◆ **OBJECTIVE**: Copy out the listing that follows, exactly, without its pictures.

— BEGIN —

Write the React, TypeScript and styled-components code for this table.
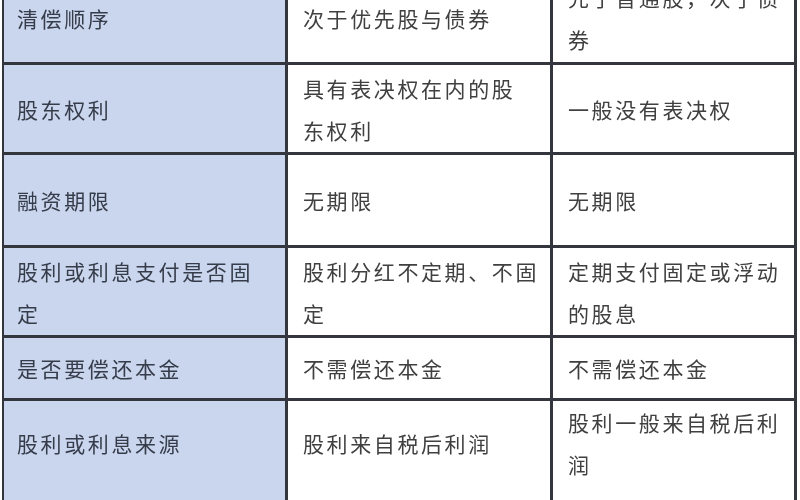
import * as React from 'react';
import styled, { createGlobalStyle } from 'styled-components';

const GlobalStyle = createGlobalStyle`
  html, body {
    margin: 0;
    padding: 0;
    background: #ffffff;
    overflow: hidden;
  }
  body {
    font-family: "Noto Sans CJK SC", "Liberation Serif", serif;
  }
`;

const Page = styled.div`
  width: 800px;
  height: 500px;
  overflow: hidden;
  padding-left: 2px;
  box-sizing: border-box;
`;

const Table = styled.div`
  width: 795px;
  margin-top: -27px;
  display: flex;
  flex-direction: column;
  gap: 3px;
  background: #33363d;
  border-left: 2px solid #33363d;
  border-right: 3px solid #33363d;
  box-sizing: border-box;
  filter: blur(0.45px);
`;

const Row = styled.div<{ $h: number }>`
  display: grid;
  grid-template-columns: 281px 262px 241px;
  gap: 3px;
  height: ${(p) => p.$h}px;
`;

const Cell = styled.div<{ $head?: boolean }>`
  background: ${(p) => (p.$head ? '#c9d6ee' : '#ffffff')};
  color: ${(p) => (p.$head ? '#363c4a' : '#404040')};
  padding-left: ${(p) => (p.$head ? 13 : 15)}px;
  display: flex;
  flex-direction: column;
  justify-content: center;
  font-size: 21px;
  letter-spacing: 2.6px;
  line-height: 42px;
`;

const Line = styled.span`
  white-space: nowrap;
`;

type RowData = { h: number; cells: string[][] };

const rows: RowData[] = [
  { h: 89, cells: [['清偿顺序'], ['次于优先股与债券'], ['先于普通股，次于债', '券']] },
  { h: 87, cells: [['股东权利'], ['具有表决权在内的股', '东权利'], ['一般没有表决权']] },
  { h: 90, cells: [['融资期限'], ['无期限'], ['无期限']] },
  { h: 87, cells: [['股利或利息支付是否固', '定'], ['股利分红不定期、不固', '定'], ['定期支付固定或浮动', '的股息']] },
  { h: 60, cells: [['是否要偿还本金'], ['不需偿还本金'], ['不需偿还本金']] },
  { h: 80, cells: [['股利或利息来源'], ['股利来自税后利润'], ['股利一般来自税后利', '润']] },
  { h: 60, cells: [[''], [''], ['']] },
];

export default function App() {
  return (
    <>
      <GlobalStyle />
      <Page>
        <Table>
          {rows.map((r, i) => (
            <Row key={i} $h={r.h}>
              {r.cells.map((lines, j) => (
                <Cell key={j} $head={j === 0}>
                  {lines.map((t, k) => (
                    <Line key={k}>{t}</Line>
                  ))}
                </Cell>
              ))}
            </Row>
          ))}
        </Table>
      </Page>
    </>
  );
}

— END —

◆ **RESPONSE**:
Write the React, TypeScript and styled-components code for this table.
import * as React from 'react';
import styled, { createGlobalStyle } from 'styled-components';

const GlobalStyle = createGlobalStyle`
  html, body {
    margin: 0;
    padding: 0;
    background: #ffffff;
    overflow: hidden;
  }
  body {
    font-family: "Noto Sans CJK SC", "Liberation Serif", serif;
  }
`;

const Page = styled.div`
  width: 800px;
  height: 500px;
  overflow: hidden;
  padding-left: 2px;
  box-sizing: border-box;
`;

const Table = styled.div`
  width: 795px;
  margin-top: -27px;
  display: flex;
  flex-direction: column;
  gap: 3px;
  background: #33363d;
  border-left: 2px solid #33363d;
  border-right: 3px solid #33363d;
  box-sizing: border-box;
  filter: blur(0.45px);
`;

const Row = styled.div<{ $h: number }>`
  display: grid;
  grid-template-columns: 281px 262px 241px;
  gap: 3px;
  height: ${(p) => p.$h}px;
`;

const Cell = styled.div<{ $head?: boolean }>`
  background: ${(p) => (p.$head ? '#c9d6ee' : '#ffffff')};
  color: ${(p) => (p.$head ? '#363c4a' : '#404040')};
  padding-left: ${(p) => (p.$head ? 13 : 15)}px;
  display: flex;
  flex-direction: column;
  justify-content: center;
  font-size: 21px;
  letter-spacing: 2.6px;
  line-height: 42px;
`;

const Line = styled.span`
  white-space: nowrap;
`;

type RowData = { h: number; cells: string[][] };

const rows: RowData[] = [
  { h: 89, cells: [['清偿顺序'], ['次于优先股与债券'], ['先于普通股，次于债', '券']] },
  { h: 87, cells: [['股东权利'], ['具有表决权在内的股', '东权利'], ['一般没有表决权']] },
  { h: 90, cells: [['融资期限'], ['无期限'], ['无期限']] },
  { h: 87, cells: [['股利或利息支付是否固', '定'], ['股利分红不定期、不固', '定'], ['定期支付固定或浮动', '的股息']] },
  { h: 60, cells: [['是否要偿还本金'], ['不需偿还本金'], ['不需偿还本金']] },
  { h: 80, cells: [['股利或利息来源'], ['股利来自税后利润'], ['股利一般来自税后利', '润']] },
  { h: 60, cells: [[''], [''], ['']] },
];

export default function App() {
  return (
    <>
      <GlobalStyle />
      <Page>
        <Table>
          {rows.map((r, i) => (
            <Row key={i} $h={r.h}>
              {r.cells.map((lines, j) => (
                <Cell key={j} $head={j === 0}>
                  {lines.map((t, k) => (
                    <Line key={k}>{t}</Line>
                  ))}
                </Cell>
              ))}
            </Row>
          ))}
        </Table>
      </Page>
    </>
  );
}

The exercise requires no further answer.